Introducción
La Tierra nos dio todo: aire, agua, refugio y alimento. Pero en lugar de verla como un hogar compartido, la tratamos como un trofeo. Nuestra historia moderna podría resumirse como una lucha constante por dominar lo que ya nos pertenecía. La destrucción ambiental deforestación, contaminación, cambio climático no es solo un error técnico: es un espejo del ego humano, de esa obsesión por demostrar poder incluso a costa de nuestra propia casa. Mirar ese reflejo con honestidad es el primer paso para cambiarlo.
1. El origen del ego frente a la naturaleza
Durante siglos, el ser humano se sintió pequeño ante la inmensidad del mundo. Dependía de la lluvia, del sol y de los ciclos naturales. Sin embargo, cuando la ciencia y la tecnología ofrecieron control sobre el entorno, nació la ilusión de superioridad. “Vencer a la naturaleza” se volvió una meta, y esa mentalidad persiste hoy. Cada bosque talado, cada río envenenado o especie extinguida es una huella de ese deseo de control absoluto: el ego disfrazado de progreso.
2. El consumo como forma moderna de dominio
En la era actual, el ego ya no se mide por la fuerza, sino por lo que poseemos. La publicidad vende la idea de que “más es mejor”: más autos, más viajes, más pantallas, más lujos. Pero detrás de cada producto hay montañas devastadas, mares de plástico y fábricas que no duermen. El planeta paga la factura de un deseo sin fondo. La contaminación no es solo ambiental; es también emocional, porque el vacío interno del ser humano se intenta llenar con objetos que terminan vaciando la Tierra.

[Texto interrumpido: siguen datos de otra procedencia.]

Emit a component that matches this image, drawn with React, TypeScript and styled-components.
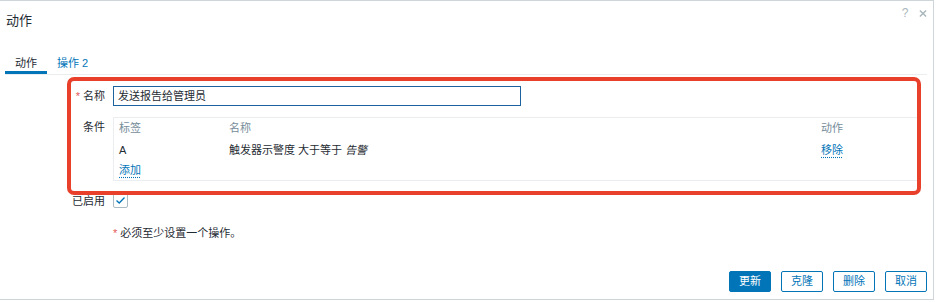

3. El ego político y económico
Los líderes del mundo hablan de “crecimiento sostenible”, pero rara vez están dispuestos a sacrificar ganancias por el bien del planeta. Las cumbres climáticas terminan en discursos, mientras los intereses empresariales dictan el ritmo. El ego político busca aplausos rápidos; el ego económico busca cifras altas. Y ambos olvidan que la naturaleza no negocia: cuando los glaciares se derriten o los bosques arden, no hay frontera ni moneda que los detenga. Esa soberbia global nos acerca a un punto sin retorno.
4. La desconexión espiritual
En el fondo, la destrucción ambiental nace de una pérdida más profunda: la desconexión. Ya no vemos al planeta como un ser vivo, sino como un depósito de recursos. Las culturas ancestrales desde los pueblos andinos hasta las comunidades amazónicas hablaban del buen vivir, del equilibrio con la Pachamama. Hoy, ese lenguaje suena romántico, pero era sabiduría pura. Hemos cambiado la gratitud por la explotación, y la humildad por la indiferencia. El ego humano, cuando olvida su origen, se convierte en su propio verdugo.
5. Consecuencias visibles y silenciosas
Las señales están en todas partes: océanos convertidos en vertederos, especies que desaparecen cada hora, incendios que cubren continentes enteros. Pero también hay consecuencias invisibles: el aumento de la ansiedad, la soledad urbana, la pérdida del sentido de comunidad. Vivimos rodeados de tecnología, pero desconectados del suelo que pisamos. El ego nos prometió grandeza, pero nos entregó aislamiento y un planeta exhausto.
6. La esperanza en la conciencia colectiva
Aun así, no todo está perdido. En las últimas décadas han surgido movimientos que cuestionan este modelo de consumo y dominio. Jóvenes que siembran árboles, comunidades que reciclan, científicos que buscan energías limpias y artistas que inspiran con mensajes ecológicos. No se trata de volver a las cavernas, sino de avanzar con humildad, reconociendo que la inteligencia sin empatía es autodestrucción. La verdadera evolución humana será aprender a convivir con el planeta, no a conquistarlo.
Conclusión
La destrucción del planeta no es un castigo divino ni un accidente inevitable: es el reflejo amplificado de nuestro ego. Hemos confundido poder con progreso y olvido con libertad. Pero aún hay tiempo para mirarnos en el espejo y cambiar la historia. El planeta no necesita que lo salvemos; necesita que dejemos de dañarlo. Si el ego humano fue capaz de crear esta crisis, también puede transformarse en conciencia. Porque cuidar la Tierra, en el fondo, es cuidarnos a nosotros mismos.